O primeiro assédio que sofri. Por Nathalí Macedo

Atualizado em 30 de outubro de 2015 às 17:01
A autora
A autora

Eu devia ter uns doze anos. Onze, talvez. Ou treze. Dezesseis. E dezoito… Não importa muito. Na minha vida – e na vida das mulheres, de modo mais geral do que gostaríamos – o assédio é corriqueiro, cotidiano, quase banal para quem não é uma vítima. Acontece todo dia.

Lembro-me, portanto, de dezenas de assédios. Do primeiro, na quinta série. Do derradeiro – e pior de todos – no primeiro ano de faculdade. E do último, ontem, quando saí de casa para comprar frutas. De todos que provavelmente ainda acontecerão, hoje mesmo, quando eu passar com uma saia curta.

Deste primeiro, lembro agora como se tivesse acabado de acontecer. Posso até ouvir o murmurinho habitual dos corredores do colégio. Lembro-me do nome dele, dos olhos maliciosos dele, da expressão nojenta dele.

Era um garoto mais velho do ensino médio. Eu, uma menina de onze anos no ginásio. Era intervalo nos corredores lotados. Passamos lado a lado e ele não se contentou em me olhar como se estivesse me despindo (como fazia habitualmente). Aproveitou a proximidade e tocou minha cintura com alguma força, emitindo um som que se parecia com um gemido, acompanhado pelo mais intragável “gostosa”.

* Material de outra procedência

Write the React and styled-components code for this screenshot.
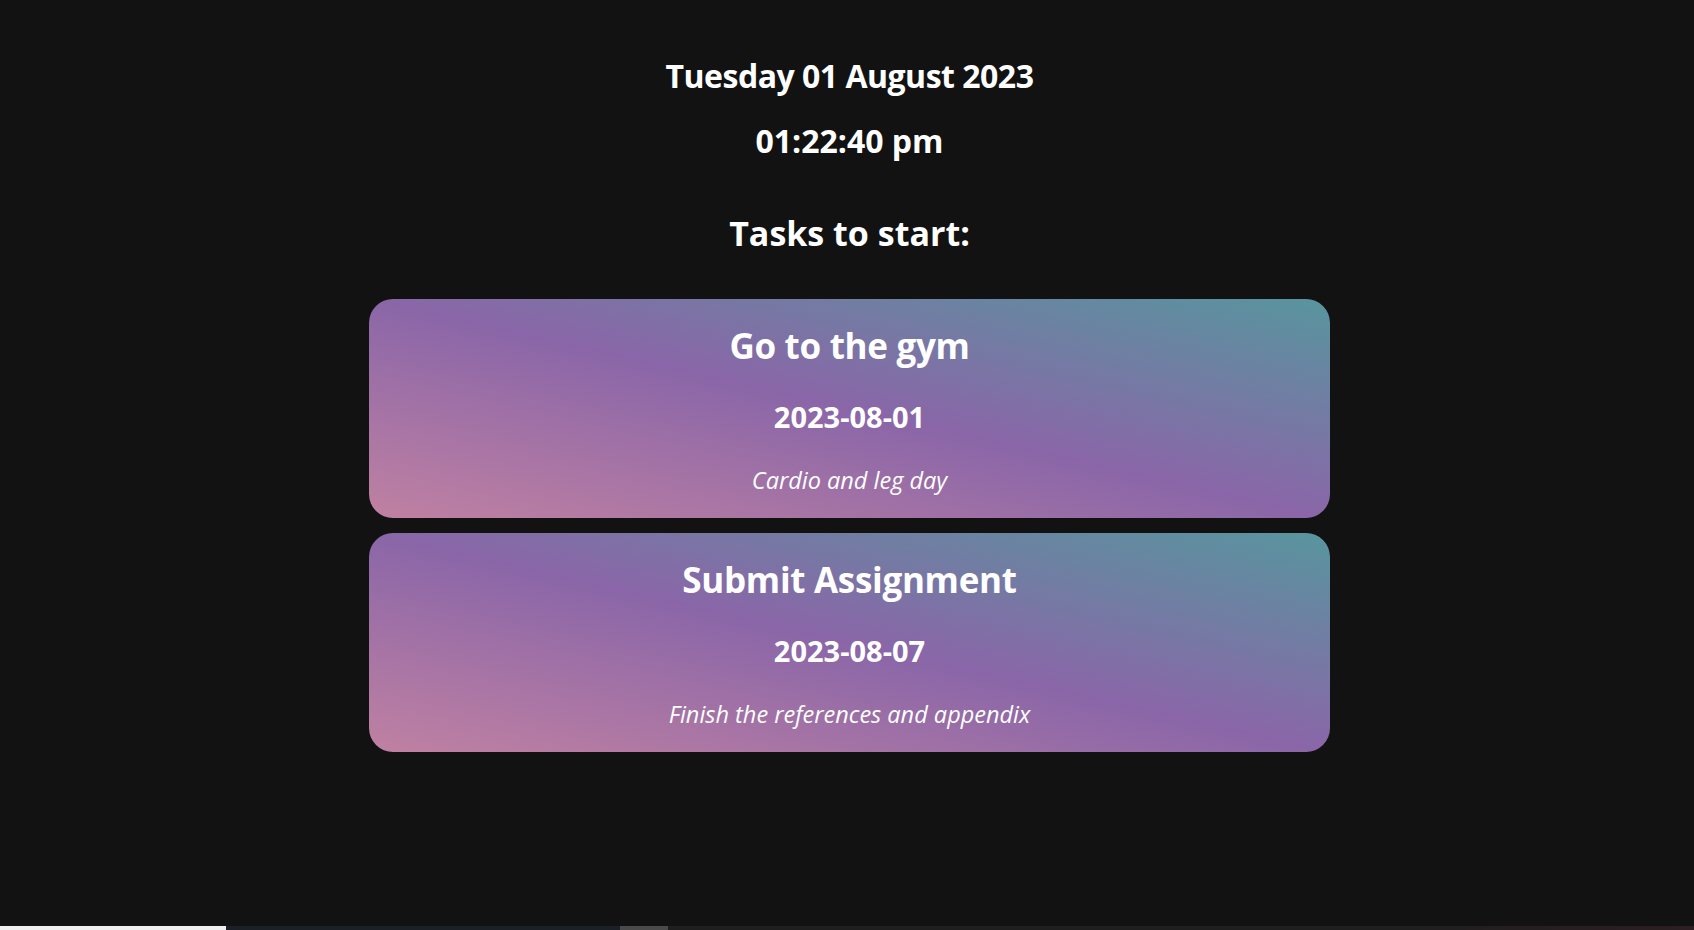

Gostosa, eu? Com onze anos, meus seios eram apenas dois mamilos lisos. Era magrela e tinha expressões infantis – o que não significava nada para a excitação doentia do garoto.

Os amigos dele riram do meu susto. As minhas amigas também. A partir de então, o assédio estava oficialmente banalizado na minha cabeça. “Os homens são assim mesmo”.

Depois disso, fui assediada algumas dezenas de vezes, como a maioria das mulheres que conheço. O braço puxado na balada, o beijo forçado no carnaval, o “elogio” malicioso no trabalho.

Aos dezoito anos, o assédio bateu novamente à minha porta, de uma maneira mais agressiva do que até então. Era um amigo da família e considerava-se o meu ‘padrinho’. Tinha uns sessenta anos e netos da minha idade e não morava na mesma cidade que eu.

Eu já notara os olhares, as frases soltas maliciosas, os convites inusitados, os presentes desconcertantes… Mas isso só podia ser coisa da minha cabeça. Afinal, é sempre coisa da cabeça das mulheres e, aos dezoito, eu ainda acreditava cegamente nisso.

Num dia qualquer, me telefonou: “Estou passando pela sua cidade, quero te ver! Vou passar no seu trabalho pra te dar um abraço.” Ok.

Desci as escadas e fui encontrá-lo na entrada. Conversamos rapidamente até que ele apontou para algum lugar (que até hoje não sei qual): Olha que mulher parecida com você! – eu não estava vendo. “Venha mais perto, fique aqui na minha frente que você vai ver.” Puxou-me “gentilmente” para sua frente e encostou o pau duro em mim. Me encoxou, descaradamente, no meio da rua – já que pela primeira vez me via longe dos olhos dos meus pais – e passou um dos braços pela minha cintura.

Aquilo fez com que, pela primeira vez, eu me desse conta: não era coisa da minha cabeça. Era um assédio. E, mesmo cônscia do absurdo que acabara de acontecer, eu não fiz um escândalo, como provavelmente deveria. Não gritei, não corri, não contei aos meus pais. Só me desvencilhei da proximidade desnecessária, inventei uma desculpa qualquer e voltei ao trabalho – para nunca mais atendê-lo ou encontrá-lo.

A cada vez que me lembro do episódio sinto um arrependimento gigantesco por não tê-lo empurrado, gritado, reagido. Hoje eu sei que reagir é preciso. Que nós não estamos loucas se nos recusamos a aceitar nossos corpos sendo invadidos por estranhos e que não importa quantos acreditem que nossa reação é desmedida – nós temos esse direito.

Minha luta é para que as meninas de dezoito anos da próxima geração gritem quando forem descaradamente encoxadas – na balada, no ônibus ou no meio da rua. Que não temam represálias, que não se perguntem se realmente se trata de um assédio – porque se você se sente invadida, sim, se trata de um assédio.

Façamos um escândalo a cada encoxada. Cuspamos no chão a cada piada invasiva. Denunciem, gritem, reajam. Não tenham medo de parecer loucas. Louco é banalizar o assédio.